As the lawmakers met, word spread that a Democrat — Sen. Darrell J. Aubertine of Cape Vincent in the Watertown area — would appear on the Senate floor to provide a quorum so that bills could start moving. With the end of session in sight, dozens of key measures are on hold.
Skelos said Aubertine asked him to add several bills to the agenda, including renewal of Power for Jobs, a key energy economic development program used by 570 businesses that will expire June 30.
“I don’t understand why you would ask to have bills put on an agenda and then not show up,” Skelos said of Aubertine. Added Espada: “We all had a very strong feeling that he might” show for session.
But Aubertine was a no-show.
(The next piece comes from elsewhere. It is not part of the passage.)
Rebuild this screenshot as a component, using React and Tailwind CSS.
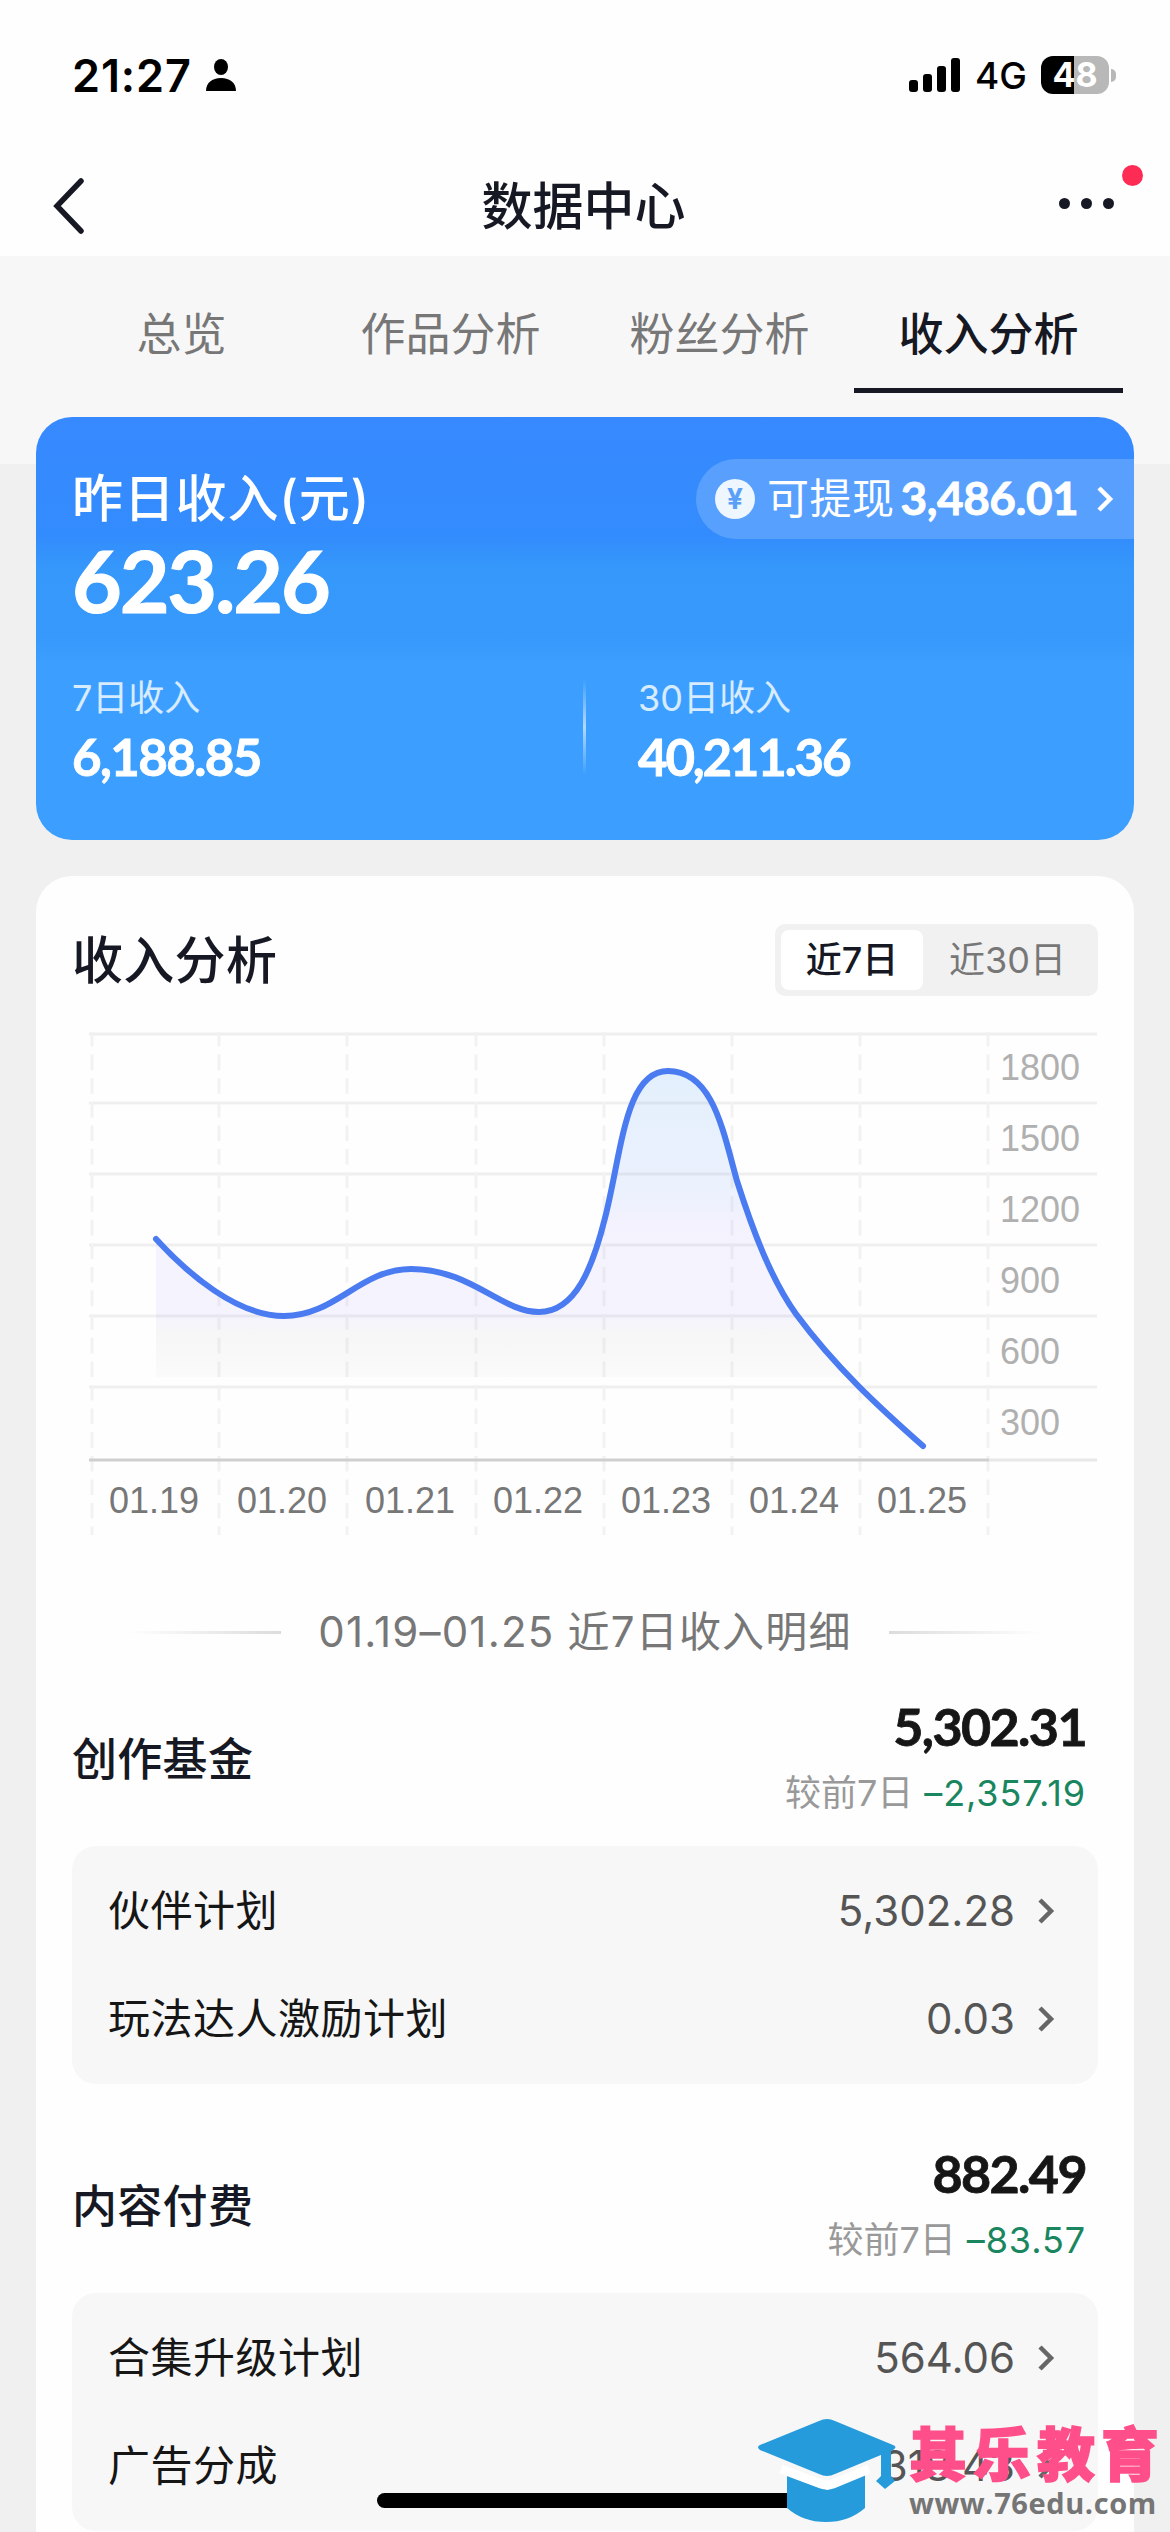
import { useState } from "react";

const tabs = ["总览", "作品分析", "粉丝分析", "收入分析"];
const ranges = ["近7日", "近30日"];

const days = ["01.19", "01.20", "01.21", "01.22", "01.23", "01.24", "01.25"];
const yTicks = [1800, 1500, 1200, 900, 600, 300];
const columnX = [3, 130, 258, 387, 515, 643, 771, 899];
const rowY = [2, 71, 142, 213, 284, 355];

const linePath =
  "M67 207 C99 242 148 284 195 284 C247 284 271 237 322 237 C382 237 412 280 450 280 C487 280 504 234 516 186 C533 119 536 39 579 39 C624 39 634 99 648 149 C664 199 682 247 707 282 C747 336 792 377 834 414";

const sections = [
  {
    title: "创作基金",
    total: "5,302.31",
    diff: "–2,357.19",
    items: [
      { name: "伙伴计划", value: "5,302.28" },
      { name: "玩法达人激励计划", value: "0.03" },
    ],
  },
  {
    title: "内容付费",
    total: "882.49",
    diff: "–83.57",
    items: [
      { name: "合集升级计划", value: "564.06" },
      { name: "广告分成", value: "318.43" },
    ],
  },
];

const Chevron = ({ className }) => (
  <svg viewBox="0 0 18 28" className={className} fill="none">
    <path d="M3 3 L14 14 L3 25" stroke="currentColor" strokeWidth="4.5" />
  </svg>
);

const StatusBar = () => (
  <div className="flex h-[150px] items-center justify-between pr-[54px] pl-[72px] text-black">
    <div className="flex items-center gap-[14px]">
      <span className="text-[45px] leading-none font-semibold tracking-[0.9px]">21:27</span>
      <svg viewBox="0 0 30 32" className="h-8 w-[30px]" fill="currentColor">
        <ellipse cx="15" cy="8" rx="7" ry="8" />
        <path d="M0 32 C0 24 6 19 15 19 C24 19 30 24 30 32 Z" />
      </svg>
    </div>
    <div className="flex items-center">
      <svg viewBox="0 0 52 34" className="mr-[14px] h-[34px] w-[52px]" fill="currentColor">
        <rect x="0" y="22" width="9" height="12" rx="3" />
        <rect x="14" y="16" width="9" height="18" rx="3" />
        <rect x="28" y="8" width="9" height="26" rx="3" />
        <rect x="42" y="0" width="9" height="34" rx="3" />
      </svg>
      <span className="mr-[14px] text-[37px] leading-none font-medium">4G</span>
      <div className="flex h-[38px] w-[68px] items-center justify-center rounded-[12px] bg-[linear-gradient(90deg,#000_33px,#b8b8b8_33px)]">
        <span className="text-[34px] leading-none font-bold text-white">48</span>
      </div>
      <div className="ml-[2px] h-[13px] w-[5px] rounded-r-full bg-[#b8b8b8]" />
    </div>
  </div>
);

const NavBar = () => (
  <div className="relative flex h-[106px] items-center pt-[6px] pr-[56px] pl-[53px] text-[#161823]">
    <div className="flex-1">
      <svg viewBox="0 0 32 56" className="h-[56px] w-8" fill="none">
        <path d="M28 3 L4 28 L28 53" stroke="currentColor" strokeWidth="5.5" strokeLinecap="round" />
      </svg>
    </div>
    <h1 className="text-[51px] leading-none font-medium">数据中心</h1>
    <div className="flex flex-1 justify-end gap-[11px] pb-[6px]">
      <span className="size-[11px] rounded-full bg-[#161823]" />
      <span className="size-[11px] rounded-full bg-[#161823]" />
      <span className="size-[11px] rounded-full bg-[#161823]" />
    </div>
    <span className="absolute top-[15px] right-[27px] size-[21px] rounded-full bg-[#fe2c55]" />
  </div>
);

const IncomeCard = () => (
  <div className="mx-9 mt-6 h-[423px] rounded-[36px] bg-[linear-gradient(180deg,#3789ff_0%,#338cfd_28%,#3598fa_36%,#3699fb_52%,#3c9fff_58%,#3c9fff_100%)] text-white">
    <div className="flex items-start justify-between pt-[42px] pl-[36px]">
      <h2 className="pt-[14px] text-[51px] leading-none font-medium tracking-[0.8px]">昨日收入(元)</h2>
      <button className="flex h-[80px] w-[438px] items-center rounded-l-full bg-white/18 pl-[19px]">
        <span className="flex size-[40px] items-center justify-center rounded-full bg-[#eef6ff] text-[28px] leading-none font-bold text-[#5aa0f8]">
          ¥
        </span>
        <span className="ml-[12px] text-[42px] leading-none tracking-[0.5px]">可提现</span>
        <span className="ml-[6px] w-[177px] pb-[2px] font-['Lato'] text-[46px] leading-none font-bold tracking-[-0.5px] [-webkit-text-stroke:0.8px_white]">
          3,486.01
        </span>
        <Chevron className="ml-[18px] h-[28px] w-[18px]" />
      </button>
    </div>
    <p className="-mt-[2px] pl-[36px] font-['Lato'] text-[86px] leading-none font-bold tracking-[-2.2px] [-webkit-text-stroke:1px_white]">
      623.26
    </p>
    <div className="mt-[57px] flex pl-[36px]">
      <div className="w-[511px]">
        <p className="text-[36px] leading-none text-white/80">7日收入</p>
        <p className="mt-[15px] font-['Lato'] text-[51px] leading-none font-bold tracking-[-1.6px] [-webkit-text-stroke:0.8px_white]">
          6,188.85
        </p>
      </div>
      <div className="-mt-[1px] h-[96px] w-[3px] bg-[linear-gradient(180deg,transparent,rgba(255,255,255,0.6),transparent)]" />
      <div className="pl-[52px]">
        <p className="text-[36px] leading-none text-white/80">30日收入</p>
        <p className="mt-[15px] font-['Lato'] text-[51px] leading-none font-bold tracking-[-2.2px] [-webkit-text-stroke:0.8px_white]">
          40,211.36
        </p>
      </div>
    </div>
  </div>
);

const IncomeChart = () => (
  <div className="relative mt-[36px] ml-[17px] h-[504px] w-[1008px] font-['Liberation_Sans']">
    <svg viewBox="0 0 1008 504" className="h-full w-full" fill="none">
      <defs>
        <linearGradient id="area" x1="0" y1="39" x2="0" y2="345" gradientUnits="userSpaceOnUse">
          <stop offset="0" stopColor="#3b98f0" stopOpacity="0.14" />
          <stop offset="0.42" stopColor="#5a8af8" stopOpacity="0.11" />
          <stop offset="0.5" stopColor="#7a6af8" stopOpacity="0.08" />
          <stop offset="0.8" stopColor="#7a6af8" stopOpacity="0.07" />
          <stop offset="0.86" stopColor="#808080" stopOpacity="0.06" />
          <stop offset="1" stopColor="#808080" stopOpacity="0.03" />
          <stop offset="1" stopColor="#808080" stopOpacity="0" />
        </linearGradient>
      </defs>
      {rowY.map((y) => (
        <path key={y} d={`M0 ${y} H1008`} stroke="#efefef" strokeWidth="3" />
      ))}
      {columnX.map((x) => (
        <path key={x} d={`M${x} 0 V503`} stroke="#f2f2f2" strokeWidth="3" strokeDasharray="15.6 8" strokeDashoffset="1" />
      ))}
      <path d="M900 428 H1008" stroke="#e8e8e8" strokeWidth="3" />
      <path d="M0 428 H900" stroke="#cfcfcf" strokeWidth="3" />
      <path d={`${linePath} L834 427 H67 Z`} fill="url(#area)" />
      <path d={linePath} stroke="#4a7bf0" strokeWidth="6" strokeLinecap="round" />
    </svg>
    <div className="absolute top-[2px] right-0 flex w-[97px] flex-col text-[36px] text-[#b0b0b0]">
      {yTicks.map((tick) => (
        <span key={tick} className="h-[71px] leading-[67px]">
          {tick}
        </span>
      ))}
    </div>
    <div className="absolute top-[449px] left-[1px] flex w-[896px] text-[36px] leading-[40px] text-[#777]">
      {days.map((day) => (
        <span key={day} className="flex-1 text-center">
          {day}
        </span>
      ))}
    </div>
  </div>
);

const Section = ({ title, total, diff, items }) => (
  <section className="h-[447px]">
    <div className="flex h-[148px] items-start justify-between pr-[12px]">
      <h3 className="pt-[39px] text-[45px] leading-none font-medium tracking-[0.3px] text-[#161823]">{title}</h3>
      <div className="flex flex-col items-end pt-[2px]">
        <span className="font-['Lato'] text-[52px] leading-none font-bold tracking-[-1.6px] text-[#161616] [-webkit-text-stroke:0.8px_#161616]">
          {total}
        </span>
        <span className="mt-[23px] flex text-[36px] leading-none">
          <span className="mr-[11px] text-[#999]">较前7日</span>
          <span className="tracking-[0.9px] text-[#1a8660]">{diff}</span>
        </span>
      </div>
    </div>
    <div className="h-[238px] rounded-[24px] bg-[#f7f7f7] px-[36px] py-[11px]">
      {items.map((item) => (
        <div key={item.name} className="flex h-[108px] items-center">
          <span className="flex-1 text-[42px] leading-none tracking-[0.5px] text-[#161616]">{item.name}</span>
          <span className="mr-[22px] text-[42px] leading-none text-[#555]">{item.value}</span>
          <Chevron className="mr-[7px] h-[28px] w-[18px] text-[#666]" />
        </div>
      ))}
    </div>
  </section>
);

const Watermark = () => (
  <div className="absolute bottom-[8px] left-[757px] flex items-start">
    <svg viewBox="0 0 140 106" className="h-[106px] w-[140px]">
      <path d="M30 55 L70 72 Q72 72 108 55 V90 Q92 104 69 104 Q46 104 30 90 Z" fill="#259bdc" />
      <path d="M24 51 L64 66 Q70 68 76 66 L112 51" stroke="#fff" strokeWidth="9" fill="none" />
      <path
        d="M3 27 L62 3 Q70 -1 78 3 L136 27 Q141 29 136 32 L78 56 Q70 60 62 56 L3 32 Q-1 29 3 27 Z"
        fill="#259bdc"
      />
      <path d="M124 36 L134 32 V58 L138 63 L128 71 L119 63 L124 58 Z" fill="#259bdc" />
    </svg>
    <div className="ml-[12px] pt-[5px]">
      <p className="text-[58px] leading-[64px] font-black tracking-[6px] text-[#ff4f8b] [-webkit-text-stroke:1.5px_#ff4f8b]">
        其乐教育
      </p>
      <p className="mt-px font-['Open_Sans'] text-[29px] leading-[30px] font-bold tracking-[0.6px] text-[#757575]">
        www.76edu.com
      </p>
    </div>
  </div>
);

const App = () => {
  const [tab, setTab] = useState("收入分析");
  const [range, setRange] = useState("近7日");

  return (
    <div className="relative h-[2532px] w-[1170px] overflow-hidden bg-[linear-gradient(180deg,#f7f7f7_464px,#f0f0f0_464px)] font-['Inter','Noto_Sans_CJK_SC',sans-serif]">
      <header className="bg-[#fefefe]">
        <StatusBar />
        <NavBar />
      </header>

      <nav className="flex h-[137px] px-[47px]">
        {tabs.map((name) => (
          <button
            key={name}
            onClick={() => setTab(name)}
            className={
              tab === name
                ? "flex-1 border-b-[5px] border-[#161823] pt-[25px] text-[45px] leading-none font-medium text-[#161823]"
                : "flex-1 border-b-[5px] border-transparent pt-[25px] text-[45px] leading-none text-[#777]"
            }
          >
            {name}
          </button>
        ))}
      </nav>

      <IncomeCard />

      <main className="mx-9 mt-9 rounded-t-[36px] bg-[#fefefe] px-9 pt-[48px]">
        <div className="flex h-[72px] items-center justify-between">
          <h2 className="text-[51px] leading-none font-medium tracking-[0.3px] text-[#161823]">收入分析</h2>
          <div className="flex h-[72px] w-[323px] rounded-[10px] bg-[#f1f1f1] p-[6px]">
            {ranges.map((name) => (
              <button
                key={name}
                onClick={() => setRange(name)}
                className={
                  range === name
                    ? "w-[142px] rounded-[8px] bg-white text-[36px] leading-none font-medium text-[#161823]"
                    : "flex-1 text-[36px] leading-none text-[#777]"
                }
              >
                {name}
              </button>
            ))}
          </div>
        </div>

        <IncomeChart />

        <div className="mt-[76px] flex h-[40px] items-center justify-center text-[42px] leading-none text-[#777]">
          <span className="h-[3px] w-[152px] bg-[linear-gradient(90deg,transparent,#dcdcdc)]" />
          <span className="mx-[37px] tracking-[1.2px]">01.19–01.25 近7日收入明细</span>
          <span className="h-[3px] w-[152px] bg-[linear-gradient(270deg,transparent,#dcdcdc)]" />
        </div>

        <div className="mt-[46px]">
          {sections.map((section) => (
            <Section key={section.title} {...section} />
          ))}
        </div>
      </main>

      <div className="absolute bottom-[24px] left-[377px] h-[15px] w-[417px] rounded-full bg-black" />
      <Watermark />
    </div>
  );
};

export default App;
Drew Mangionne, an Aubertine spokesman, said the Democrat’s appearance hinged upon a deal for a power-sharing arrangement between Senate Democrats and Republicans. That fell apart again Thursday afternoon.
Republicans turned the heat up on Democrats for not joining them to pass bills. Asked why he did not attend Thursday’s session, Sen. William T. Stachowski, D-Lake View, said, “Because the president of the Senate hasn’t called a session yet.” Stachowski and his 30 Democratic colleagues do not recognize the sessions with Espada as president as legal proceedings.
“We don’t want it to be a circus environment,” he said.